Algorithms excel at optimisation, designed to identify what is already working and make it more efficient. Genuine breakthroughs however, often emerge from a different process entirely. They come from challenging assumptions, connecting unrelated ideas, and exploring opportunities that sit outside established patterns. That kind of thinking rarely follows a predictable path.

The organisations that thrive in an increasingly automated environment are unlikely to be those that simply adopt the latest tools fastest. They will be the ones that ask better questions, develop deeper understanding of their customers, and create strategies that reflect real human behaviour rather than platform logic. This requires a broader perspective on performance: Growth does not come from optimisation alone. It comes from understanding how customer needs evolve, how products create value, and how brands build relevance over time.

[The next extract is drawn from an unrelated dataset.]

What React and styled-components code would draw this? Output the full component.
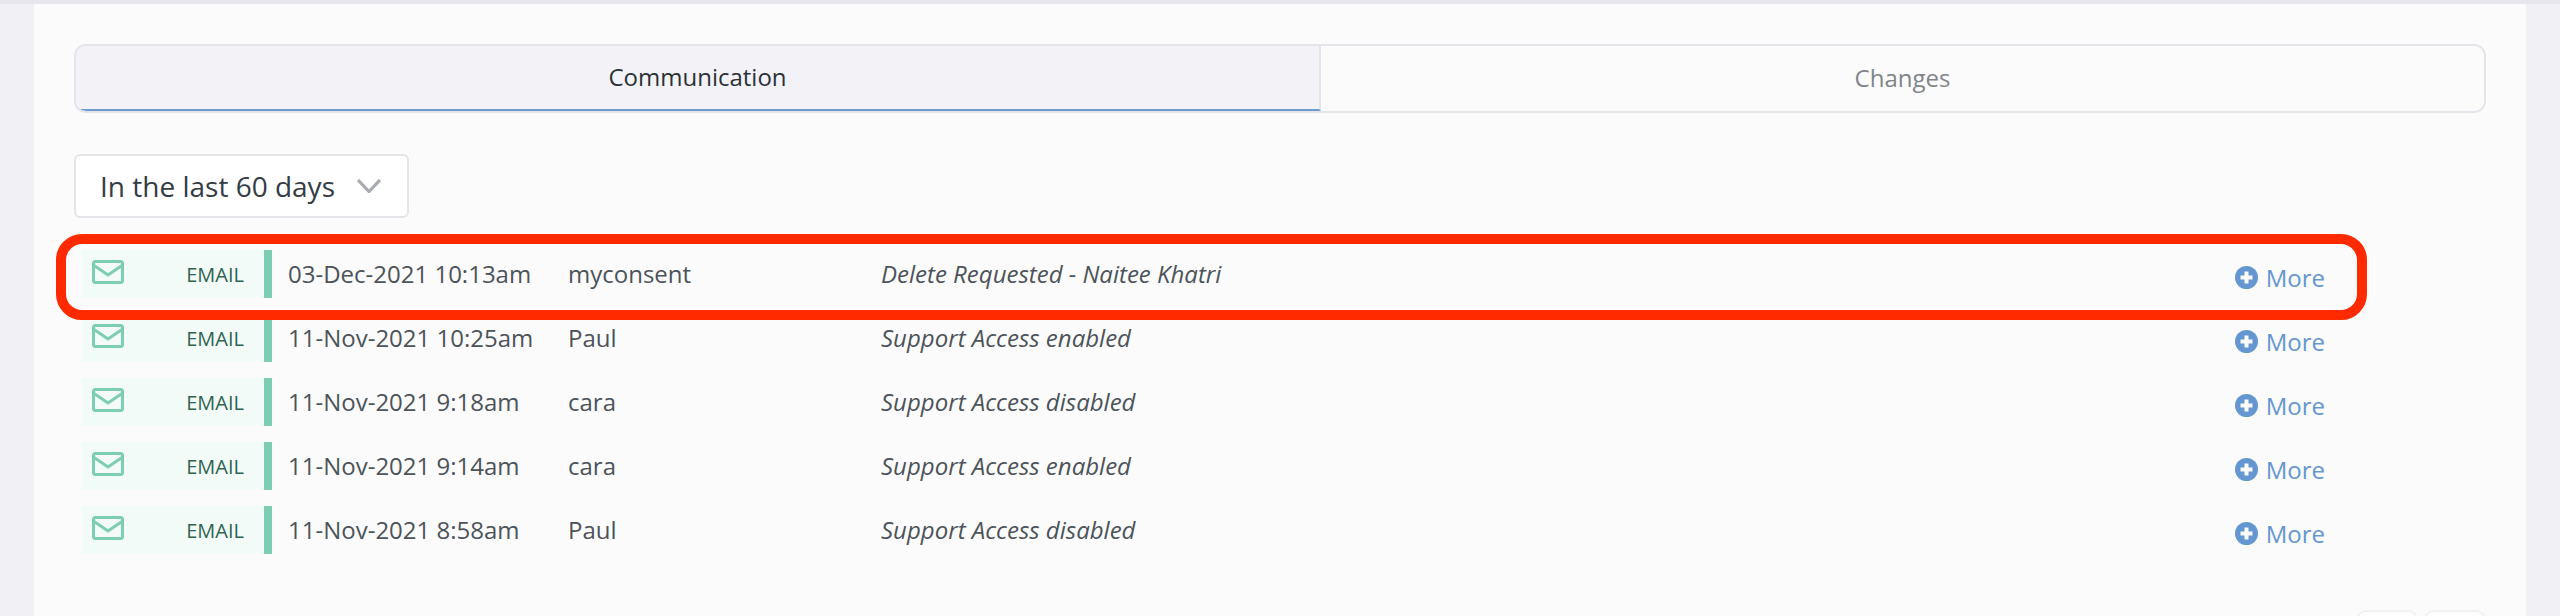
import React from "react";
import styled, { createGlobalStyle } from "styled-components";

const Global = createGlobalStyle`
  html, body { margin: 0; padding: 0; background: #f1f1f5; height: 616px; overflow: hidden; }
  body { font-family: "Open Sans", "Noto Sans", sans-serif; }
`;

const Page = styled.div`
  width: 2560px;
  height: 616px;
  overflow: hidden;
  padding: 4px 34px 0;
  box-sizing: border-box;
  position: relative;
  background: #f1f1f5;
`;
const TopEdge = styled.div`
  position: absolute;
  left: 0;
  right: 0;
  top: 0;
  height: 4px;
  background: #e6e6ec;
`;
const Panel = styled.main`
  background: #fbfbfb;
  height: 612px;
  padding: 40px 40px 0;
  box-sizing: border-box;
  display: flex;
  flex-direction: column;
`;
const Tabs = styled.div`
  display: flex;
  height: 69px;
  box-sizing: border-box;
  border: 2px solid #e4e4ea;
  border-radius: 12px;
  overflow: hidden;
`;
const Tab = styled.div`
  flex: ${p => (p.$active ? "0 0 1245px" : "1 1 auto")};
  display: flex;
  align-items: center;
  justify-content: center;
  box-sizing: border-box;
  font-size: 24px;
  padding-bottom: 2px;
  color: ${p => (p.$active ? "#2b3238" : "#80858a")};
  background: ${p => (p.$active ? "#f2f2f7" : "#fbfbfb")};
  border-bottom: ${p => (p.$active ? "2px solid #6c9bd2" : "0")};
  border-right: ${p => (p.$active ? "2px solid #e4e4ea" : "0")};
`;
const Select = styled.div`
  margin-top: 41px;
  width: 335px;
  height: 64px;
  box-sizing: border-box;
  border: 2px solid #e4e4ea;
  border-radius: 6px;
  background: #fff;
  display: flex;
  align-items: center;
  padding-left: 24px;
  gap: 22px;
  font-size: 28px;
  color: #343c44;
`;
const List = styled.div`
  margin-top: 32px;
  display: flex;
  flex-direction: column;
  gap: 16px;
  padding-left: 8px;
`;
const Row = styled.div`
  display: flex;
  height: 48px;
  align-items: stretch;
  color: #4c535a;
  font-size: 24px;
`;
const Kind = styled.div`
  flex: 0 0 190px;
  box-sizing: border-box;
  background: #f3fbf8;
  border-right: 8px solid #7dcdb5;
  display: flex;
  justify-content: space-between;
  padding: 10px 20px 0 10px;
`;
const Label = styled.span`
  font-size: 20px;
  line-height: 30px;
  color: #2d6350;
`;
const DateCell = styled.div`
  flex: 0 0 296px;
  padding-left: 16px;
  box-sizing: border-box;
  line-height: 48px;
`;
const User = styled.div`
  flex: 0 0 313px;
  line-height: 48px;
`;
const Subject = styled.div`
  flex: 1;
  font-style: italic;
  line-height: 48px;
`;
const More = styled.a`
  display: flex;
  align-items: center;
  gap: 8px;
  margin-right: 161px;
  padding-top: 6px;
  height: 48px;
  box-sizing: border-box;
  font-size: 24px;
  color: #6496d0;
`;
const Pager = styled.div`
  position: absolute;
  right: 74px;
  top: 610px;
  display: flex;
  gap: 6px;
`;
const PageButton = styled.div`
  width: 62px;
  height: 30px;
  box-sizing: border-box;
  border: 2px solid #f1f1f4;
  border-radius: 10px;
  background: #fdfdfd;
`;
const Box = styled.div`
  position: absolute;
  left: 56px;
  top: 234px;
  width: 2311px;
  height: 86px;
  box-sizing: border-box;
  border: 10px solid #ff2a00;
  border-radius: 26px;
`;

const Envelope = () => (
  <svg width="32" height="24" viewBox="0 0 32 24" fill="none" stroke="#7dcdb5" strokeWidth="3">
    <rect x="1.5" y="1.5" width="29" height="21" rx="2" />
    <path d="M2 5.5 L16 15 L30 5.5" />
  </svg>
);
const Plus = () => (
  <svg width="23" height="23" viewBox="0 0 23 23">
    <circle cx="11.5" cy="11.5" r="11.5" fill="#6496d0" />
    <path d="M11.5 5.5v12M5.5 11.5h12" stroke="#fbfbfb" strokeWidth="4" />
  </svg>
);
const Chevron = () => (
  <svg width="24" height="14" viewBox="0 0 24 14" fill="none" stroke="#a8abb0" strokeWidth="3.2">
    <path d="M1 1 L12 12.5 L23 1" />
  </svg>
);

const rows = [
  ["03-Dec-2021 10:13am", "myconsent", "Delete Requested - Naitee Khatri"],
  ["11-Nov-2021 10:25am", "Paul", "Support Access enabled"],
  ["11-Nov-2021 9:18am", "cara", "Support Access disabled"],
  ["11-Nov-2021 9:14am", "cara", "Support Access enabled"],
  ["11-Nov-2021 8:58am", "Paul", "Support Access disabled"],
];

export default function App() {
  return (
    <Page>
      <Global />
      <TopEdge />
      <Panel>
        <Tabs>
          <Tab $active>Communication</Tab>
          <Tab>Changes</Tab>
        </Tabs>
        <Select>
          In the last 60 days
          <Chevron />
        </Select>
        <List>
          {rows.map(([d, u, s]) => (
            <Row key={d}>
              <Kind>
                <Envelope />
                <Label>EMAIL</Label>
              </Kind>
              <DateCell>{d}</DateCell>
              <User>{u}</User>
              <Subject>{s}</Subject>
              <More>
                <Plus />
                More
              </More>
            </Row>
          ))}
        </List>
      </Panel>
      <Pager>
        <PageButton />
        <PageButton />
      </Pager>
      <Box />
    </Page>
  );
}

Technology can support those decisions. It cannot make them on behalf of a business.

Distinctiveness becomes the last remaining advantage

The irony of modern marketing is that the more efficient campaign execution becomes, the more valuable distinctiveness becomes.

As automation spreads across the industry, technical advantages become increasingly difficult to sustain. Access to tools becomes universal. Best practices become widely shared. Execution becomes standardised.

What remains is strategy, creativity, and interpretation.

The brands that stand out over the next decade will not necessarily be those spending the most on automation, but the ones that understand their audiences more deeply, communicate more clearly, and develop ideas that competitors cannot easily replicate.

The great flattening is not a warning against technology. Automation will continue to play a critical role in marketing and its benefits are substantial. It is, however, a reminder that efficiency and differentiation are not the same thing.

Technology can help brands reach people with unprecedented precision. Deciding what makes those people care remains a fundamentally human challenge. In a world where everyone has access to the same algorithms, that challenge may become the most important competitive advantage of all.